Image: Sarah’s father, James Peale
Career in Art
After experimenting with still lifes and miniatures, Sarah Peale exhibited her first full-size portrait at the Pennsylvania Academy of the Fine Arts in 1818. In 1824, Sarah and her sister, miniaturist Anna Claypoole Peale, became members of the Pennsylvania Academy of Fine Arts, America’s most prestigious institute. They were the first women to achieve this distinction.
Her uncle, famous artist Charles Willson Peale, firmly believed that the mind of woman was equal to that of man and encouraged the women in his family to pursue artistic careers. In June 1818, Charles wrote his son Raphael that eighteen-year-old Sarah Miriam was earning praise in the newspapers for her work:
Sally [Sarah’s nickname] also possesses great talents, her first and second attempts in Portrait are now exhibiting in the Academy of the Fine Arts and each of the girls [Sarah and her sister Anna Claypoole Peale] have had their share of praise by the critics in the newspaper.
By 1820 Sarah was often occupied with portrait commissions in Baltimore. Starting in 1822 she exhibited there annually at the Peale Museum, and by 1825, she maintained a studio there. Her portraits are distinctive for their detailed furs, laces, and fabrics – and realistic skin, faces, and hair.
Sarah Peale was not only a great artist, she was a pioneer for single, independent professional women. She left her family home to live and work on her own. Although there was virtually no precedent for women pursuing art professionally in the United States, Sarah launched an independent career as a portrait artist, working in Philadelphia and in Baltimore, Maryland.
Peale opened her studio in Baltimore and established herself as one of Baltimore’s most capable portrait painters. At this time, prior to photography, there was a wide market for portraits, and she attracted some of the best subjects. Diplomats, congressmen, and other public figures wanted to be drawn by her, and then bought her paintings.
Image: Portrait by Sarah Miriam Peale
Young woman with lace collar and paisley fringed shawl
Some of the men she painted include Massachusetts Senator Daniel Webster, Missouri Senator Thomas Hart Benton, and French General Marquis de Lafayette. Sarah painted over one hundred portraits of members of Baltimore society, more than any of her competitors in that city.

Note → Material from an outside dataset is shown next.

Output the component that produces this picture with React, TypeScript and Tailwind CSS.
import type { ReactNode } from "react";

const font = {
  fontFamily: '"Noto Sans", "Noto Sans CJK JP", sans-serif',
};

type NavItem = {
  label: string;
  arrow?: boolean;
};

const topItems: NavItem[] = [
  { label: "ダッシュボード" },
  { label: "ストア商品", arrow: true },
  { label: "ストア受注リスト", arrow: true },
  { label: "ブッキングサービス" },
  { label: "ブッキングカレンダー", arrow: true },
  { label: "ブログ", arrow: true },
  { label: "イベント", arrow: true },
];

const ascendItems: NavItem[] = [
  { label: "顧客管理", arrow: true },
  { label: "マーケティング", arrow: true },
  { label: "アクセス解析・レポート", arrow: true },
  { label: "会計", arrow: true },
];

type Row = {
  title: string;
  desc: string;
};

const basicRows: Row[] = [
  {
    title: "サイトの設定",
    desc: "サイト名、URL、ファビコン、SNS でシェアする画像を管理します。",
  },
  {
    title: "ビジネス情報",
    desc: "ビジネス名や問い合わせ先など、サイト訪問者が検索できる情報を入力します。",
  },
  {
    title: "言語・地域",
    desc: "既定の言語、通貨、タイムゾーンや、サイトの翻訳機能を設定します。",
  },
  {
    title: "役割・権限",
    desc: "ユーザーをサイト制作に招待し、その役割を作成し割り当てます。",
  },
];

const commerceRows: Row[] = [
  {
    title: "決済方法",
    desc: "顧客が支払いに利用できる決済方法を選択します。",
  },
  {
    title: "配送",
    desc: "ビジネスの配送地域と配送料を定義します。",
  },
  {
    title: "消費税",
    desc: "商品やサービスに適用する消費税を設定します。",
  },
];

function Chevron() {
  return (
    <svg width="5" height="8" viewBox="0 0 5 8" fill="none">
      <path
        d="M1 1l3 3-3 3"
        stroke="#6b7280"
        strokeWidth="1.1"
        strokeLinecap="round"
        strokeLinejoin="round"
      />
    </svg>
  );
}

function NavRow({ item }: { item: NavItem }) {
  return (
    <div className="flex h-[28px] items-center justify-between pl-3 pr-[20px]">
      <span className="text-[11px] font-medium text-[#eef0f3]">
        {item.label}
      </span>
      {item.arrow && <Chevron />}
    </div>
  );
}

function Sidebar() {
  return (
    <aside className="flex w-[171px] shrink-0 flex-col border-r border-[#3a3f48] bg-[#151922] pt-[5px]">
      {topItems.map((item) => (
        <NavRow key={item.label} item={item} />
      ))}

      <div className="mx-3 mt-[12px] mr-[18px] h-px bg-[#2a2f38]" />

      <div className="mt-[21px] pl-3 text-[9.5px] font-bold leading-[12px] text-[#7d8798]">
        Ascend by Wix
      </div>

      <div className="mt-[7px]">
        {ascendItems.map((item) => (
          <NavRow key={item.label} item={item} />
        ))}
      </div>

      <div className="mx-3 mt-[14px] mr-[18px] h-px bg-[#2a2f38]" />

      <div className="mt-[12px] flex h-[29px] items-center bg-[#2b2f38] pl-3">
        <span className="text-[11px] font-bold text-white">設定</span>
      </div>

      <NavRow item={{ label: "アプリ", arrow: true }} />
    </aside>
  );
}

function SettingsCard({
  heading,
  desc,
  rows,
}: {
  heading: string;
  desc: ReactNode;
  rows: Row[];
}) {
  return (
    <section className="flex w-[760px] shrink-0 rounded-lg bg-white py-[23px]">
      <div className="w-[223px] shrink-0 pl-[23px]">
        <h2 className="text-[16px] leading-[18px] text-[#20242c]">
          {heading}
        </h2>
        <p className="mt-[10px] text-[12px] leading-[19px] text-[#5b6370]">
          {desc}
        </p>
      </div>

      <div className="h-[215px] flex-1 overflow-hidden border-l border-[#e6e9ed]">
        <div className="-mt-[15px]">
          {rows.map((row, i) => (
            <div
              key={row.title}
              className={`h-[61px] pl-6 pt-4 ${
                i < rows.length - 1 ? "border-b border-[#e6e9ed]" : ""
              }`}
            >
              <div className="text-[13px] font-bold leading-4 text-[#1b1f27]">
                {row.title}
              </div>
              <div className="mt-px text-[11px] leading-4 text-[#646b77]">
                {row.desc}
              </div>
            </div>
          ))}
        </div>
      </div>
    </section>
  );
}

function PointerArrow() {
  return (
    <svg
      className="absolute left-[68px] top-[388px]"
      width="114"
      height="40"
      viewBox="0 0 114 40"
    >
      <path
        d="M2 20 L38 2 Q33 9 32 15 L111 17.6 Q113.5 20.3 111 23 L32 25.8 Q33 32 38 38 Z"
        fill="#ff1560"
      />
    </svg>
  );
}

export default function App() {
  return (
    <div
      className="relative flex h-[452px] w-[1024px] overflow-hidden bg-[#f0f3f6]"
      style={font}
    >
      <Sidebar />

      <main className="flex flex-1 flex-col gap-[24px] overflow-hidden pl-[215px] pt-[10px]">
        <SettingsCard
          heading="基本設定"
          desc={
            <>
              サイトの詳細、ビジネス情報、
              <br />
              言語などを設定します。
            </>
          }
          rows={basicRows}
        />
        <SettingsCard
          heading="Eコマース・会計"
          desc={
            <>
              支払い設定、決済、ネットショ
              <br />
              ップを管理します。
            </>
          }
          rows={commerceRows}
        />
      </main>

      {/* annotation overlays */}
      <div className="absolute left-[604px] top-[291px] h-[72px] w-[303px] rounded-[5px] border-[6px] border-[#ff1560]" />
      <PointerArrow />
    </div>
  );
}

For 25 years, she painted in Baltimore (1822–1847), with occasional trips to Washington, DC, where she attended sessions of Congress and painted portraits of men in the government. More than 100 commissioned portrait paintings are known from her time in Baltimore and she was the most prolific artist in the city during that era. Her subjects were wealthy Baltimore residents and politicians from Washington DC.
In 1847, Sarah Peale decided to move to St. Louis, Missouri. Anticipating her arrival, the St. Louis Weekly Reveille announced:
Miss Sarah M. Peale intends visiting our city the approaching fall, for the purpose of painting several portraits. Four specimens from the pencil of this lady are now in the Missouri bank, and they clearly prove her title to rank among the first of American artists.

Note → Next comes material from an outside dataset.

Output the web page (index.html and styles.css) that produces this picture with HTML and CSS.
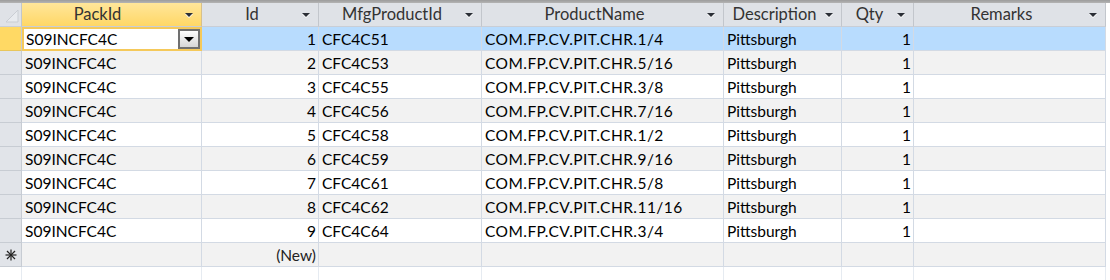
FILE: index.html
```html
<!DOCTYPE html>
<html>
<head>
<meta charset="utf-8">
<link rel="stylesheet" href="styles.css">
</head>
<body>
<div class="sheet">
  <div class="topbar"></div>
  <div class="row head">
    <div class="cell corner"><svg width="14" height="14" viewBox="0 0 14 14"><path d="M1 13 L13 1 L13 13 Z" fill="#e8ebef" stroke="#c9cdd3" stroke-width="1"/></svg></div>
    <div class="cell hc sel">PackId<span class="arr"></span></div>
    <div class="cell hc">Id<span class="arr"></span></div>
    <div class="cell hc">MfgProductId<span class="arr"></span></div>
    <div class="cell hc">ProductName<span class="arr"></span></div>
    <div class="cell hc">Description<span class="arr"></span></div>
    <div class="cell hc">Qty<span class="arr"></span></div>
    <div class="cell hc">Remarks<span class="arr"></span></div>
  </div>

  <div class="row current">
    <div class="cell rs cur"></div>
    <div class="cell active">S09INCFC4C<span class="dd"><span class="tri"></span></span></div>
    <div class="cell num">1</div>
    <div class="cell">CFC4C51</div>
    <div class="cell wide">COM.FP.CV.PIT.CHR.1/4</div>
    <div class="cell">Pittsburgh</div>
    <div class="cell num">1</div>
    <div class="cell"></div>
  </div>
  <div class="row alt">
    <div class="cell rs"></div><div class="cell">S09INCFC4C</div><div class="cell num">2</div><div class="cell">CFC4C53</div><div class="cell wide">COM.FP.CV.PIT.CHR.5/16</div><div class="cell">Pittsburgh</div><div class="cell num">1</div><div class="cell"></div>
  </div>
  <div class="row">
    <div class="cell rs"></div><div class="cell">S09INCFC4C</div><div class="cell num">3</div><div class="cell">CFC4C55</div><div class="cell wide">COM.FP.CV.PIT.CHR.3/8</div><div class="cell">Pittsburgh</div><div class="cell num">1</div><div class="cell"></div>
  </div>
  <div class="row alt">
    <div class="cell rs"></div><div class="cell">S09INCFC4C</div><div class="cell num">4</div><div class="cell">CFC4C56</div><div class="cell wide">COM.FP.CV.PIT.CHR.7/16</div><div class="cell">Pittsburgh</div><div class="cell num">1</div><div class="cell"></div>
  </div>
  <div class="row">
    <div class="cell rs"></div><div class="cell">S09INCFC4C</div><div class="cell num">5</div><div class="cell">CFC4C58</div><div class="cell wide">COM.FP.CV.PIT.CHR.1/2</div><div class="cell">Pittsburgh</div><div class="cell num">1</div><div class="cell"></div>
  </div>
  <div class="row alt">
    <div class="cell rs"></div><div class="cell">S09INCFC4C</div><div class="cell num">6</div><div class="cell">CFC4C59</div><div class="cell wide">COM.FP.CV.PIT.CHR.9/16</div><div class="cell">Pittsburgh</div><div class="cell num">1</div><div class="cell"></div>
  </div>
  <div class="row">
    <div class="cell rs"></div><div class="cell">S09INCFC4C</div><div class="cell num">7</div><div class="cell">CFC4C61</div><div class="cell wide">COM.FP.CV.PIT.CHR.5/8</div><div class="cell">Pittsburgh</div><div class="cell num">1</div><div class="cell"></div>
  </div>
  <div class="row alt">
    <div class="cell rs"></div><div class="cell">S09INCFC4C</div><div class="cell num">8</div><div class="cell">CFC4C62</div><div class="cell wide">COM.FP.CV.PIT.CHR.11/16</div><div class="cell">Pittsburgh</div><div class="cell num">1</div><div class="cell"></div>
  </div>
  <div class="row">
    <div class="cell rs"></div><div class="cell">S09INCFC4C</div><div class="cell num">9</div><div class="cell">CFC4C64</div><div class="cell wide">COM.FP.CV.PIT.CHR.3/4</div><div class="cell">Pittsburgh</div><div class="cell num">1</div><div class="cell"></div>
  </div>
  <div class="row alt">
    <div class="cell rs newsel"><svg width="12" height="12" viewBox="0 0 12 12"><g stroke="#222" stroke-width="1.2"><line x1="6" y1="0.5" x2="6" y2="11.5"/><line x1="0.5" y1="6" x2="11.5" y2="6"/><line x1="2" y1="2" x2="10" y2="10"/><line x1="10" y1="2" x2="2" y2="10"/></g></svg></div>
    <div class="cell"></div><div class="cell num newtxt">(New)</div><div class="cell"></div><div class="cell"></div><div class="cell"></div><div class="cell"></div><div class="cell"></div>
  </div>
  <div class="row tail">
    <div class="cell"></div><div class="cell"></div><div class="cell"></div><div class="cell"></div><div class="cell"></div><div class="cell"></div><div class="cell"></div><div class="cell"></div>
  </div>
</div>
</body>
</html>
```
FILE: styles.css
```css
html, body {
  margin: 0;
  padding: 0;
  background: #ffffff;
}
.sheet {
  width: 1110px;
  height: 280px;
  overflow: hidden;
  font-family: "Lato", "Liberation Sans", sans-serif;
  font-size: 15.5px;
  color: #000;
}
.topbar {
  height: 3px;
  background: linear-gradient(#9c9c9c, #b4b4b4);
}
.row {
  display: grid;
  grid-template-columns: 22px 180px 117px 163px 242px 118px 72px 192px;
  height: 24px;
}
.cell {
  box-sizing: border-box;
  border-right: 1px solid #d3dae4;
  border-bottom: 1px solid #d3dae4;
  height: 24px;
  line-height: 23px;
  padding: 1px 3px 0 3px;
  white-space: nowrap;
  overflow: hidden;
  position: relative;
}
.cell.wide { letter-spacing: 0.45px; }
.row.alt .cell { background: #f2f2f2; }
.row.current .cell { background: #b8dcfe; }
.num { text-align: right; padding-right: 2px; }

.head .cell {
  background: #dfe2e7;
  border-right: 1px solid #c2c6cc;
  border-bottom: 1px solid #c9ced6;
  color: #333;
  text-align: center;
  font-size: 16.5px;
  padding: 0 16px 0 0;
}
.head .cell.sel {
  background: linear-gradient(#ffe69a, #ffd766);
  border-right-color: #d7c08a;
  padding-right: 28px;
}
.head .corner {
  padding: 0;
  display: flex;
  align-items: flex-end;
  justify-content: flex-end;
}
.head .corner svg { margin: 0 2px 3px 0; }
.arr {
  position: absolute;
  right: 8px;
  top: 10px;
  width: 0;
  height: 0;
  border-left: 4px solid transparent;
  border-right: 4px solid transparent;
  border-top: 4px solid #2b2f36;
  filter: drop-shadow(0 1px 0 #ffffff);
}

.cell.rs {
  background: #e1e4e9 !important;
  border-right: 1px solid #c7ccd3;
  border-bottom: 1px solid #c7ccd3;
  padding: 0;
}
.cell.rs.cur { background: #ffd964 !important; border-bottom-color: #e8c65c; }
.cell.rs.newsel { display: flex; align-items: center; justify-content: center; }

.row.current .cell.active {
  background: #ffffff;
  border: 2px solid #f5c95a;
  line-height: 21px;
  padding: 0 0 0 2px;
}
.dd {
  position: absolute;
  right: 0;
  top: 0;
  width: 22px;
  height: 20px;
  box-sizing: border-box;
  border: 2px solid #707070;
  background: linear-gradient(#fdfdfd, #d6d6d6);
  display: flex;
  align-items: center;
  justify-content: center;
}
.tri {
  width: 0;
  height: 0;
  border-left: 5px solid transparent;
  border-right: 5px solid transparent;
  border-top: 5px solid #000;
}
.newtxt { color: #222; }

.row.tail { height: 13px; }
.row.tail .cell {
  height: 13px;
  border-bottom: none;
  border-right: 1px solid #e6ebf1;
  background: #fff;
}
```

Peale became independently successful in St. Louis and continued to earn a living through her work. She became successful as a painter of portraits, mainly of politicians and military figures, and the occasional still life, while working in St. Louis (1847-1878). There, she continued to be a leading portrait painter of her day.
Records show that Peale received many more portrait commissions than celebrated male painters of that time, such as Thomas Sully and John Vanderlyn. Most of her work from this era is in private hands and not available for viewing.
Around 1860 Peale inexplicably returned to painting still lifes, but with more natural arrangements than her earlier works. She won numerous awards for these works, as well.
Image: Still Life with Flowers and Book
Sarah Peale returned to Philadelphia in 1878, having lived away from home for more than fifty years, first in Baltimore, and then in St. Louis. She spent the last years of her life in Philadelphia, living with her sisters, Anna Claypoole Peale (1791-1878) and Margaretta Angelica Peale (1795-1882). Like her sisters, Sarah never married, preferring to devote her energies to her career.
Sarah Miriam Peale died February 4, 1885 at age 85, and was buried at the Gloria Dei (Old Swedes’) Church.
Sarah Miriam Peale is noted as a portrait painter, mainly of politicians and military figures. Marquis de Lafayette sat for her four times. She won numerous awards throughout her life, and she was one of the first women in the United States to achieve professional recognition as an artist. She maintained a career for more than fifty years and supported herself without marrying, which was almost unheard of in the mid-nineteenth century.